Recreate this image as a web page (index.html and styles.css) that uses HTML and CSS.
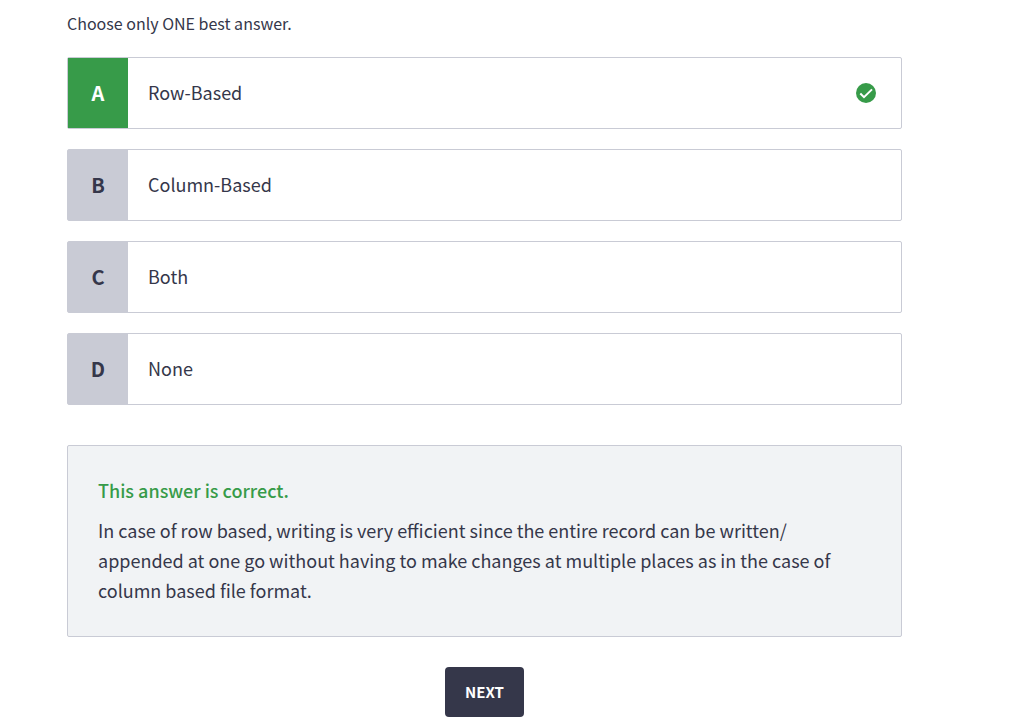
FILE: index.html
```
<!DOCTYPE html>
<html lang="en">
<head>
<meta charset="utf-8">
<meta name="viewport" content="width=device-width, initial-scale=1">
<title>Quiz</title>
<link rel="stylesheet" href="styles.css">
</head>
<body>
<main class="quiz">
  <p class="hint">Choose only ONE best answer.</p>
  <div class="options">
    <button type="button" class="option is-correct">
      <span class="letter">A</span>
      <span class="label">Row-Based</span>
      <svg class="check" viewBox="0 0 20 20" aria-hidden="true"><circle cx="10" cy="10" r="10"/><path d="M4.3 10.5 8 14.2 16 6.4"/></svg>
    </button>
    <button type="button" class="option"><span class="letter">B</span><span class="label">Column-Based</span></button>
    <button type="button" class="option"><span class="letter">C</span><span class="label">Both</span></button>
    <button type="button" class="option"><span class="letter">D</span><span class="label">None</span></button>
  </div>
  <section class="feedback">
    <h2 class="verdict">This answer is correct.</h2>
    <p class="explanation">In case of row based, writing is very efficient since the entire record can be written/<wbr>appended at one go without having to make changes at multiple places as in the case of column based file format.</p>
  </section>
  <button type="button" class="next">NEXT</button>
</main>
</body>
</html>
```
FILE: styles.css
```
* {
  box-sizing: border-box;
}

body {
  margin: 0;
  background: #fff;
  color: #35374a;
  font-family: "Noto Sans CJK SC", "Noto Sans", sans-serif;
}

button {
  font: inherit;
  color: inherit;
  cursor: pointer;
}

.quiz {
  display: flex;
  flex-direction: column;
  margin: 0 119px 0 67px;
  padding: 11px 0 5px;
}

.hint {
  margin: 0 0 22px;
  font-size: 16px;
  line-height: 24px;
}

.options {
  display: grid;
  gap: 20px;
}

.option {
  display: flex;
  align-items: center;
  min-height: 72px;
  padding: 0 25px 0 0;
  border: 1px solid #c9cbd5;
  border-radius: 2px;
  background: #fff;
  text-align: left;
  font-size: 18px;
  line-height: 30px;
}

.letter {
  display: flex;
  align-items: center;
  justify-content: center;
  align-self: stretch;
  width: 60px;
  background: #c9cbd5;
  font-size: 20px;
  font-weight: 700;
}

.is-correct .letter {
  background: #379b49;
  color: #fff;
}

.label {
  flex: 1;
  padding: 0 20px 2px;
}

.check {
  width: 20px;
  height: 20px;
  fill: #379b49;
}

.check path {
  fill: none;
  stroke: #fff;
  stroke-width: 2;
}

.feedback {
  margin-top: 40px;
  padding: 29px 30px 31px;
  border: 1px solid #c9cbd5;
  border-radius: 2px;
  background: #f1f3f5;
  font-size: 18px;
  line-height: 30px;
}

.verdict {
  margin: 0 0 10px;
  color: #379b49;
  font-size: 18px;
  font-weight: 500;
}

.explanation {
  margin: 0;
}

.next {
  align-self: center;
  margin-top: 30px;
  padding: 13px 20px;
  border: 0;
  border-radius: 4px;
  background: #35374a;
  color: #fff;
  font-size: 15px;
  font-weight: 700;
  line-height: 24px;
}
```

-=-=-=-=-

• **WHAT THE TASK ASKS**
Quote everything in the listing above exactly; pictures are the only thing to omit.

• **FULL OUTPUT**
Recreate this image as a web page (index.html and styles.css) that uses HTML and CSS.
FILE: index.html
```
<!DOCTYPE html>
<html lang="en">
<head>
<meta charset="utf-8">
<meta name="viewport" content="width=device-width, initial-scale=1">
<title>Quiz</title>
<link rel="stylesheet" href="styles.css">
</head>
<body>
<main class="quiz">
  <p class="hint">Choose only ONE best answer.</p>
  <div class="options">
    <button type="button" class="option is-correct">
      <span class="letter">A</span>
      <span class="label">Row-Based</span>
      <svg class="check" viewBox="0 0 20 20" aria-hidden="true"><circle cx="10" cy="10" r="10"/><path d="M4.3 10.5 8 14.2 16 6.4"/></svg>
    </button>
    <button type="button" class="option"><span class="letter">B</span><span class="label">Column-Based</span></button>
    <button type="button" class="option"><span class="letter">C</span><span class="label">Both</span></button>
    <button type="button" class="option"><span class="letter">D</span><span class="label">None</span></button>
  </div>
  <section class="feedback">
    <h2 class="verdict">This answer is correct.</h2>
    <p class="explanation">In case of row based, writing is very efficient since the entire record can be written/<wbr>appended at one go without having to make changes at multiple places as in the case of column based file format.</p>
  </section>
  <button type="button" class="next">NEXT</button>
</main>
</body>
</html>
```
FILE: styles.css
```
* {
  box-sizing: border-box;
}

body {
  margin: 0;
  background: #fff;
  color: #35374a;
  font-family: "Noto Sans CJK SC", "Noto Sans", sans-serif;
}

button {
  font: inherit;
  color: inherit;
  cursor: pointer;
}

.quiz {
  display: flex;
  flex-direction: column;
  margin: 0 119px 0 67px;
  padding: 11px 0 5px;
}

.hint {
  margin: 0 0 22px;
  font-size: 16px;
  line-height: 24px;
}

.options {
  display: grid;
  gap: 20px;
}

.option {
  display: flex;
  align-items: center;
  min-height: 72px;
  padding: 0 25px 0 0;
  border: 1px solid #c9cbd5;
  border-radius: 2px;
  background: #fff;
  text-align: left;
  font-size: 18px;
  line-height: 30px;
}

.letter {
  display: flex;
  align-items: center;
  justify-content: center;
  align-self: stretch;
  width: 60px;
  background: #c9cbd5;
  font-size: 20px;
  font-weight: 700;
}

.is-correct .letter {
  background: #379b49;
  color: #fff;
}

.label {
  flex: 1;
  padding: 0 20px 2px;
}

.check {
  width: 20px;
  height: 20px;
  fill: #379b49;
}

.check path {
  fill: none;
  stroke: #fff;
  stroke-width: 2;
}

.feedback {
  margin-top: 40px;
  padding: 29px 30px 31px;
  border: 1px solid #c9cbd5;
  border-radius: 2px;
  background: #f1f3f5;
  font-size: 18px;
  line-height: 30px;
}

.verdict {
  margin: 0 0 10px;
  color: #379b49;
  font-size: 18px;
  font-weight: 500;
}

.explanation {
  margin: 0;
}

.next {
  align-self: center;
  margin-top: 30px;
  padding: 13px 20px;
  border: 0;
  border-radius: 4px;
  background: #35374a;
  color: #fff;
  font-size: 15px;
  font-weight: 700;
  line-height: 24px;
}
```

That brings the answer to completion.